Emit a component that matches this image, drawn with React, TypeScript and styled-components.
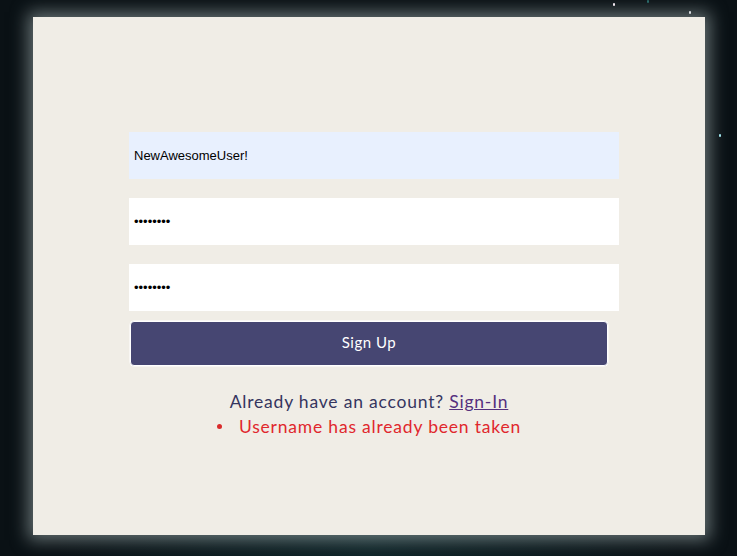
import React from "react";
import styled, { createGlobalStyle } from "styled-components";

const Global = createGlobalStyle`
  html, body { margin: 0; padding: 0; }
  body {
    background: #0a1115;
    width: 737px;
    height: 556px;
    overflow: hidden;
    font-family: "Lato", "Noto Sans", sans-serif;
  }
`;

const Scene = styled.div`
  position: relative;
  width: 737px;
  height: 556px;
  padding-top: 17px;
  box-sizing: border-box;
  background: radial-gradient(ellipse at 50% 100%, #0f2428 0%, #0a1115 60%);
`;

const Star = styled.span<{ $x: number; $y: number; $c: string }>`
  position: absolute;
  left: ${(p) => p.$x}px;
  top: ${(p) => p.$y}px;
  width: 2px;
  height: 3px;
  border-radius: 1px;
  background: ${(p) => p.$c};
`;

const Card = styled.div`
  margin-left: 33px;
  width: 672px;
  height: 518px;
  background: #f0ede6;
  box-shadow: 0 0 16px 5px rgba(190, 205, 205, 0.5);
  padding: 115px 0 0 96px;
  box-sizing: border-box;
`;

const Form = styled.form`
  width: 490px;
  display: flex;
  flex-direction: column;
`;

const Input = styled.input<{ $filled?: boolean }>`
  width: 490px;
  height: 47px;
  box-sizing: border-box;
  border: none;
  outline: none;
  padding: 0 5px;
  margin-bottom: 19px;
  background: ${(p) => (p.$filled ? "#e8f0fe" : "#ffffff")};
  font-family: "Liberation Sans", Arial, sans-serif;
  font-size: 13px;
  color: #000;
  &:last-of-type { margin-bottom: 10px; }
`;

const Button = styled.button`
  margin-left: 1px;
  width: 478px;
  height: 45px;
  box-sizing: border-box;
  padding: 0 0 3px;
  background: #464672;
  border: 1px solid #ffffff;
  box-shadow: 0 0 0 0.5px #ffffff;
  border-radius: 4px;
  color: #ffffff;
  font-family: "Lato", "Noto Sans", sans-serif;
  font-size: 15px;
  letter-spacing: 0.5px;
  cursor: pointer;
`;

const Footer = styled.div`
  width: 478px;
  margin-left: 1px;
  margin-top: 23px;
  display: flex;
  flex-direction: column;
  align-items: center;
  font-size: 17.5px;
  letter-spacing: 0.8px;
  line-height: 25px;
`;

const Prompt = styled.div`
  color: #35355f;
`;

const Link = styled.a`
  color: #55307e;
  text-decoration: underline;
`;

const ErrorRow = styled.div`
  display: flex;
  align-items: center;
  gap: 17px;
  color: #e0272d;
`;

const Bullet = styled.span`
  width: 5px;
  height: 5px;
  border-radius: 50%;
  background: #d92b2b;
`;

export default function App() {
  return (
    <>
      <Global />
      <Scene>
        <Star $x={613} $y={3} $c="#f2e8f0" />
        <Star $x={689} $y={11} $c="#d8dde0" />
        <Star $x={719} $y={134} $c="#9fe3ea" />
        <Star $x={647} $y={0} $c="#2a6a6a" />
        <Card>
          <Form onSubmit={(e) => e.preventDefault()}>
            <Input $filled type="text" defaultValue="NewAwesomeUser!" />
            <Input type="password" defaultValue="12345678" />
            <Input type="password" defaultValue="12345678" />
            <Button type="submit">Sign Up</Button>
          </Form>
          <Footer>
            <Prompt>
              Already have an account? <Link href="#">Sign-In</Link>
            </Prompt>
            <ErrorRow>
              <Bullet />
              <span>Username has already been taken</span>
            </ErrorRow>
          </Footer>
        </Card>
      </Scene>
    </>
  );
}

# # #

→ **WRITTEN PROBLEM**:
How many of the lines above include the string "React"? Answer with the number only.

→ **COMPLETE ANSWER**:
2